The story offers a perfect description of what happens in ordinary life. We are all the time churning our own subconscious, sometimes the good forces win, sometimes the bad forces win, and we all know what comes out first. In our surface nature, we receive positive and negative influences. We try to keep it all in neat order, but it doesn’t work very well because the dark forces are too clever and overcome our better efforts. Worse, the moment we start taking it seriously and try to do something about it, it gets worse. When we begin to look inside, the first thing we find are more problems. We realise we had many more defects and difficulties than we thought. On the outside things looked quite ok but once we start looking behind the scene, we notice that we have all kinds of things that we never could imagine we had.
This is the dark corner of the subconscient realm which Freud discovered, and where he got stuck. He called it the unconscious, the place where we store the stuff that we don’t want to see in ourselves, but which remains there nevertheless. In asserting the existence of this subconscious realm, Freud was not wrong: when one stirs up the inner ocean, the first thing that comes out is all the stuff that we do not like to know about ourselves, all the things that we have suppressed; this is the material that comes up first. He also saw correctly that till we have properly dealt with this negative material, it continues to put up its dirty head and spoils the apparent beauty on the surface. Where Freud went wrong is that he hopelessly overgeneralised the discoveries he made and thought that this dark corner was all there was in our subconscient. In reality, there is besides the dark material he knew, a wide variety of beautiful inner material in the subconscient and that too influences us far more than Freud was aware of. We are much more connected to others and we can get influenced by forces from above as well as from below. We are influenced by much that is darker than what we know on the surface but we can also receive inspirations, visions, and intuitions that go way beyond our ordinary thought.

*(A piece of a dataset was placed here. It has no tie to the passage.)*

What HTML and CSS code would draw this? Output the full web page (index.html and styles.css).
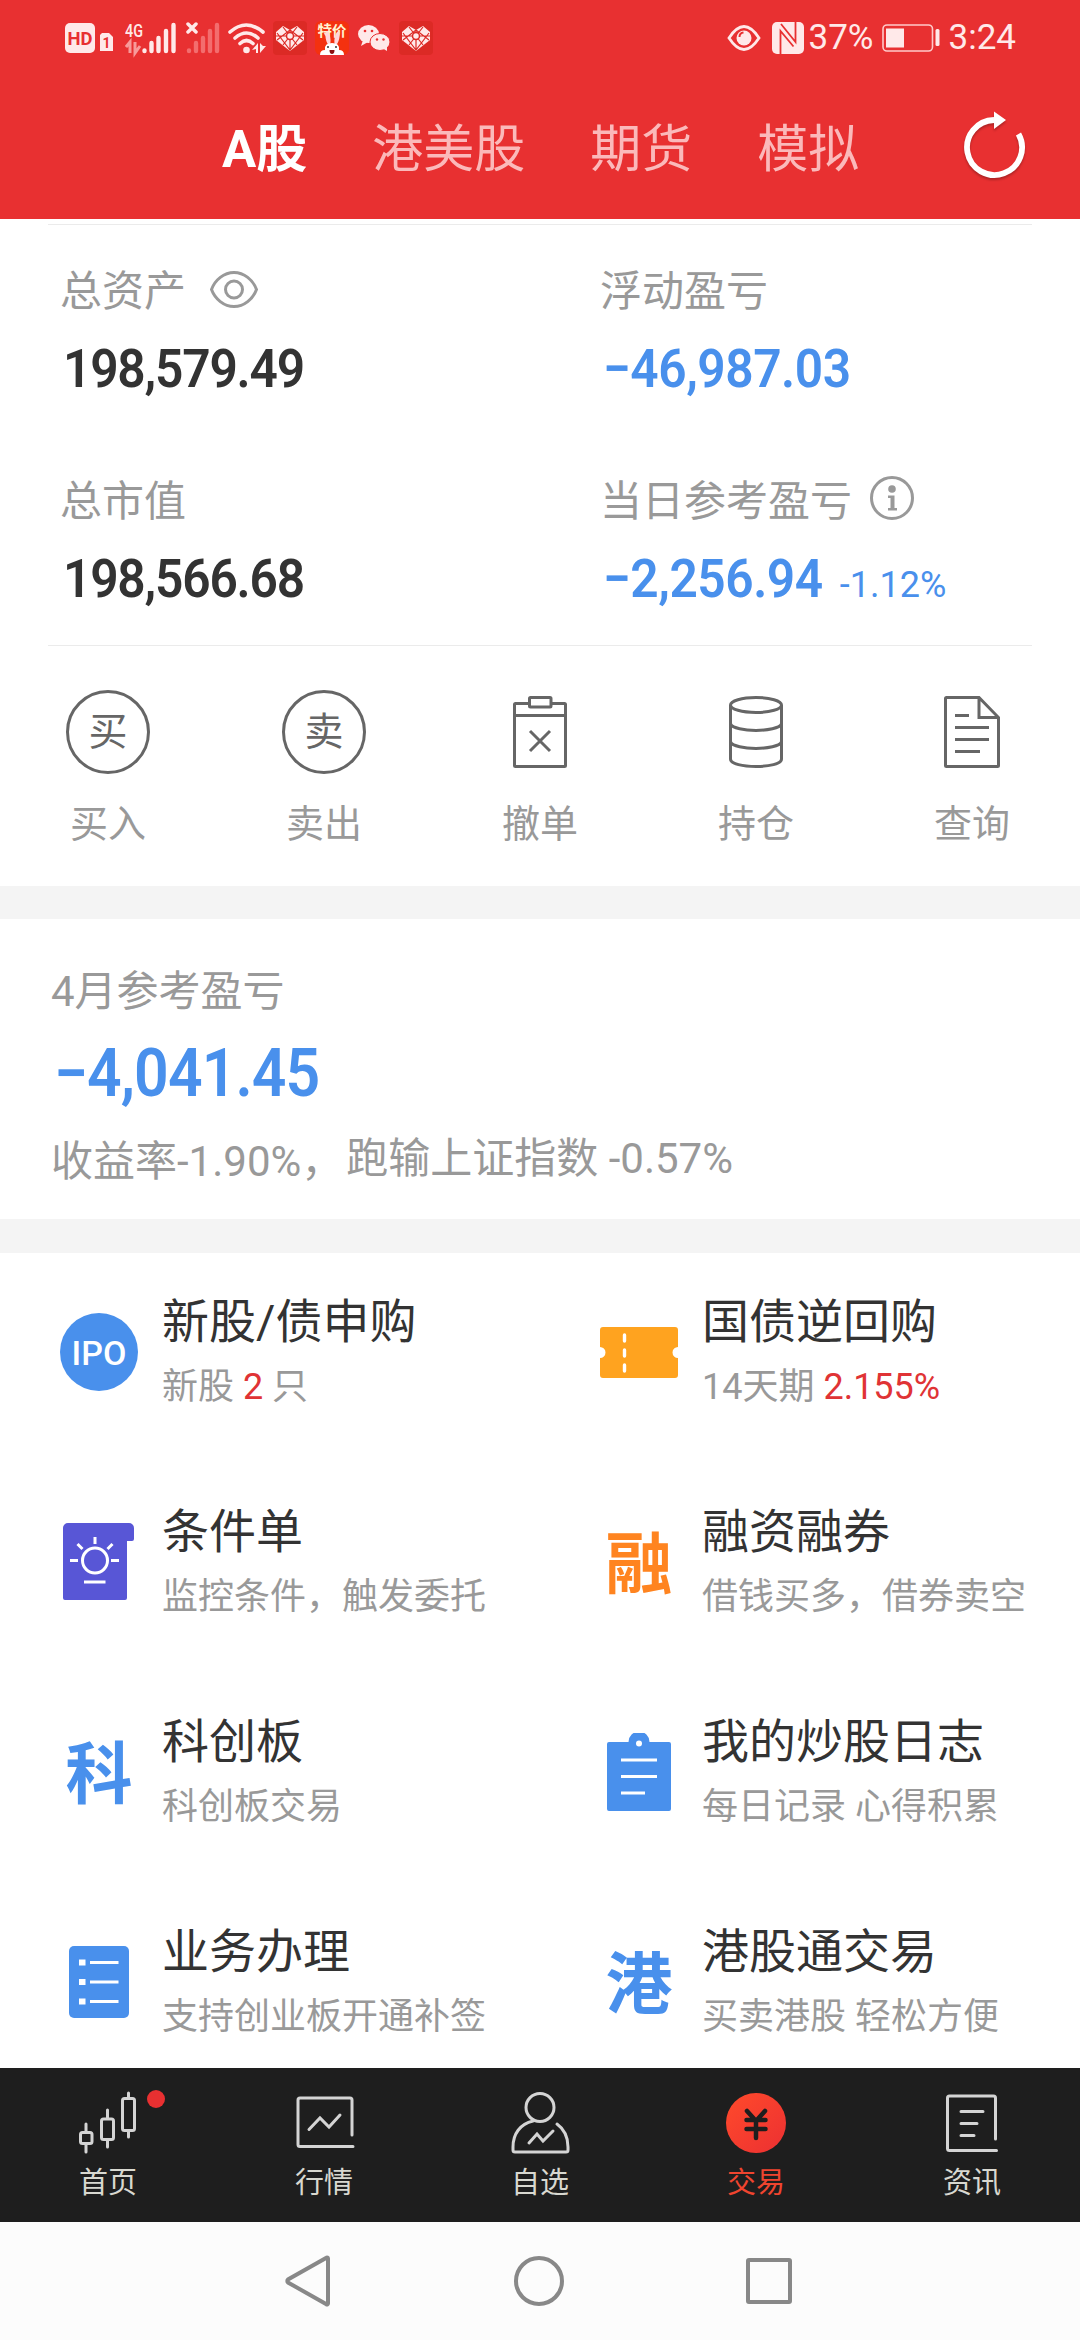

The Samudra Mantran is a wonderful rendering of the processes of self-development and psychotherapy. When one starts looking inside to discover more happiness and perhaps, who knows, enlightenment, the first that comes up is the darkness, but there are many other aspects to the story. The most important one may well be the distinction between the asuras and the devas, the devils, and the gods: the devils are convinced there is no-one beyond them, they are their own boss; the gods know they exist by the Grace, the Love, Light and Power of the Divine who is at the same time deeply intimate to them as well as infinitely beyond. A second message is that peace and quiet rarely lead to progress: it is the fierce tug of war between the powers of good and evil which gives the power of evolution enough energy to effect change. A third one is that one can try to deal with one's difficulties oneself, but that that doesn't always work: a real solution can only come when one hands the battle over to the Divine. That doesn't always make the battle less fierece or painful, but it is the only way to bring a permanent victory. The best way to deal with our anger, our jealousies, our desires, is to hold them up to the Divine and let the Divine handle them. If we deny them, then sooner or later they'll mess up our lives indirectly; if we try to fight them on our own, the fight may well go on forever. if we concentrate too much on them, we get lost in the darkness; The quickest and safest way is to pass them on to the Divine.
Psychologically, all this is real and concrete enough. As long as we are fighting with our mind against the darker impulses in our nature, there is not much chance that we will get anywhere. But if we find our soul, which is what is meant in the story with drinking the amrit, then we realise our immortality and obtain an unconditional inner delight. We become then the free, observing puruṣa, which can call in higher powers of harmony to deal with the darkness in our nature, and that works far better than what we can do with our own egoic strength. One could say that this is the core of Indian approaches to self-development as well as psychotherapy: we need to find our eternal centre to set our nature right.